DALLAS (CBSDFW.COM) - Republicans remain sidelined in the Texas House Monday, July 19 and Speaker Dade Phelan gaveled out after 40 minutes.

After a week of high-profile news conferences, Texas Democrats said they enter their second week out of state with a continued dual-track fight.

State Representative Chris Turner of Grand Prairie who serves as the Chair of the House Democratic Caucus said that includes urging the U.S. Senate to act.

"The ultimate way to solve this problem is for Congress to enact strong federal voting rights legislation immediately. Not next year, not later this year, but immediately," said Rep. Turner.

But with the Senate lacking the 60 required votes to start debating the federal bills, Texas Democrats said they are also keeping a busy schedule and holding meetings like those Monday morning.

State Representative Rafael Anchia of Dallas, who also serves as the Chair of the Mexican American Legislative Caucus said, "We're going to be hearing from advocacy organizations, Secretaries of State, election law experts from across the country so that we can actually come up with good elections law policy, and not the kind of partisan policies that are infringing upon the freedom to vote back in Texas."

Texas House Republicans like State Representative Matt Shaheen of Plano maintain their bill doesn't suppress anyone's vote and that they'll wait for Democrats to return to Austin and then pass it.
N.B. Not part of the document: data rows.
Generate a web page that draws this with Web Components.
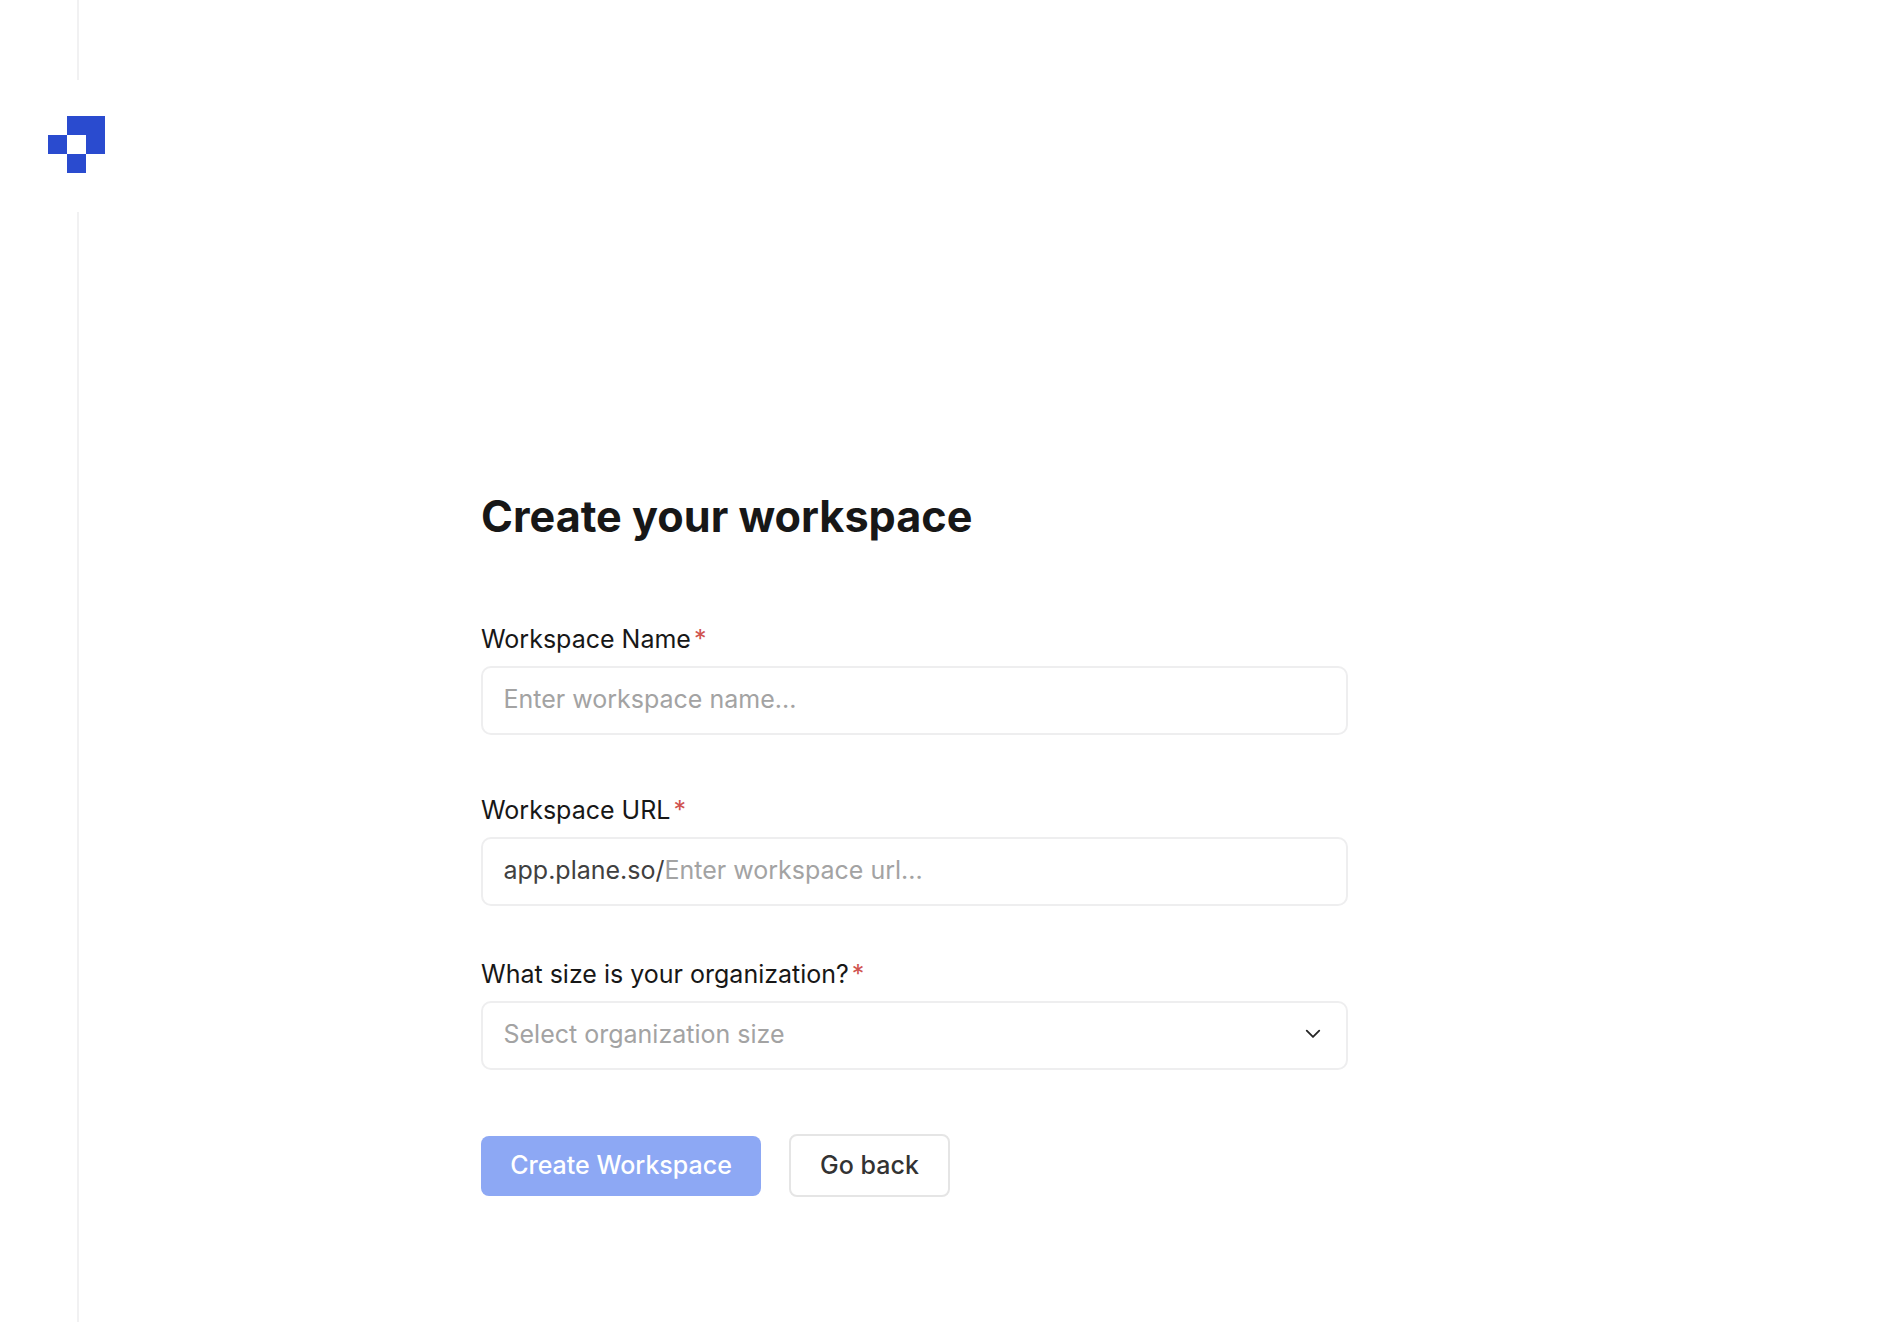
<!DOCTYPE html>
<html lang="en">
<head>
<meta charset="utf-8">
<title>Create your workspace</title>
<style>
  html, body { margin: 0; height: 100%; background: #fff; }
  body { font-family: Inter, "Liberation Sans", sans-serif; }
</style>
</head>
<body>
<workspace-page>
  <side-rail slot="rail"></side-rail>
  <h-title>Create your workspace</h-title>
  <form-field label="Workspace Name" placeholder="Enter workspace name..." style="margin-top:75px"></form-field>
  <form-field label="Workspace URL" prefix="app.plane.so/" placeholder="Enter workspace url..." style="margin-top:58px"></form-field>
  <form-field label="What size is your organization?" placeholder="Select organization size" chevron style="margin-top:51px"></form-field>
  <form-actions></form-actions>
</workspace-page>

<script>
class WorkspacePage extends HTMLElement {
  constructor() {
    super();
    const shadow = this.attachShadow({ mode: "open" });
    shadow.innerHTML = `
      <style>
        :host { display: flex; height: 1322px; overflow: hidden; }
        .main { width: 867px; margin-left: 324px; padding-top: 486px; display: flex; flex-direction: column; }
      </style>
      <slot name="rail"></slot>
      <div class="main"><slot></slot></div>
    `;
  }
}

class SideRail extends HTMLElement {
  constructor() {
    super();
    const shadow = this.attachShadow({ mode: "open" });
    shadow.innerHTML = `
      <style>
        :host { display: flex; flex-direction: column; width: 157px; height: 100%; flex: none; }
        .line { width: 2px; margin-left: 77px; background: #f1f1f2; }
        .top { height: 80px; }
        .bottom { flex: 1; }
        svg { display: block; width: 57px; height: 57px; margin: 36px 0 39px 48px; }
      </style>
      <div class="line top"></div>
      <svg viewBox="0 0 3 3" shape-rendering="crispEdges" aria-label="Plane">
        <path fill="#2a4bcf" d="M1 0H3V2H2V1H1ZM0 1H1V2H0ZM1 2H2V3H1Z"/>
      </svg>
      <div class="line bottom"></div>
    `;
  }
}

class HTitle extends HTMLElement {
  constructor() {
    super();
    const shadow = this.attachShadow({ mode: "open" });
    shadow.innerHTML = `
      <style>
        :host { display: block; font-size: 43.2px; line-height: 60px; margin-bottom: 1px; font-weight: 700; color: #171717; }
      </style>
      <slot></slot>
    `;
  }
}

class FormField extends HTMLElement {
  constructor() {
    super();
    const shadow = this.attachShadow({ mode: "open" });
    const prefix = this.getAttribute("prefix");
    const chevron = this.hasAttribute("chevron") ? `
      <svg viewBox="0 0 24 24" fill="none" stroke="#262626" stroke-width="2.2" stroke-linecap="round" stroke-linejoin="round">
        <path d="M4.5 8l7.5 7.5L19.5 8"/>
      </svg>` : "";
    shadow.innerHTML = `
      <style>
        :host { display: block; }
        .label { display: flex; gap: 3px; font-size: 25px; line-height: 36px; padding-bottom: 1px; margin-top: -1px; color: #171717; }
        .req { color: #d0534f; }
        .box {
          display: flex; align-items: center; justify-content: space-between;
          box-sizing: border-box; height: 69px; margin-top: 8px; padding: 0 24px 3px 20.5px;
          border: 2px solid #eeeeef; border-radius: 10px;
          font-size: 25px; color: #a3a3a3;
        }
        .prefix { color: #404040; }
        svg { width: 20px; height: 20px; flex: none; margin-right: -1px; }
      </style>
      <div class="label"><span>${this.getAttribute("label")}</span><span class="req">*</span></div>
      <div class="box">
        <div>${prefix ? `<span class="prefix">${prefix}</span>` : ""}<span>${this.getAttribute("placeholder")}</span></div>
        ${chevron}
      </div>
    `;
  }
}

class FormActions extends HTMLElement {
  constructor() {
    super();
    const shadow = this.attachShadow({ mode: "open" });
    shadow.innerHTML = `
      <style>
        :host { display: flex; align-items: center; gap: 28px; margin-top: 64px; font-size: 25px; }
        .btn { box-sizing: border-box; display: flex; align-items: center; justify-content: center; padding-bottom: 1px; border-radius: 8px; font-weight: 500; }
        .primary { width: 280px; height: 60px; background: #8da8f4; color: #fff; }
        .ghost { width: 161px; height: 63px; background: #fff; border: 2px solid #e5e5e5; color: #333; }
      </style>
      <div class="btn primary">Create Workspace</div>
      <div class="btn ghost">Go back</div>
    `;
  }
}

customElements.define("workspace-page", WorkspacePage);
customElements.define("side-rail", SideRail);
customElements.define("h-title", HTitle);
customElements.define("form-field", FormField);
customElements.define("form-actions", FormActions);
</script>
</body>
</html>
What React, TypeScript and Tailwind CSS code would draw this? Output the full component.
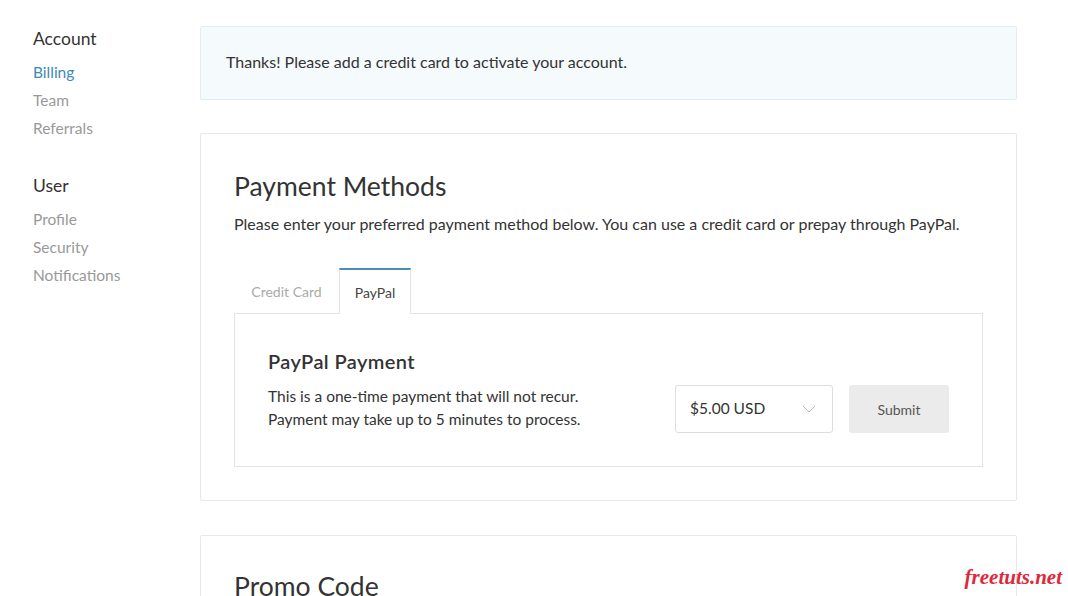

"I think it's pretty clear the Democrats really haven't planned this out, they haven't thought it out. I don't think they have an end game. So we're going to keep the pressure up," said Rep. Shaheen.

Dr. Kimi King, Political Science Professor at the University of North Texas said Monday timing is important. "The fact of the matter is that the longer it goes on, the worse it is for the Democrats."

King said if Democrats want to succeed, they should explain to the public what's in the federal voting rights bills and expand their coalitions.

But until the U.S. Senate passes those bills, she said that will be a problem for Texas Democrats. "They need to think seriously about what they will do for the rest of this special session to make it clear that they are still trying to do something. Otherwise, they start being called the do-nothing Democrats."

Representative Turner said they're also looking toward the long-term. "How the changing face of the electorate in Texas must continue to be empowered so we can change the leadership in Austin and change the priorities."

In the short term though, Governor Greg Abbott has said the special sessions of the Texas Legislature will keep coming.

Last week, he told CBS 11 the next special session will begin August 8, the day after this current session ends.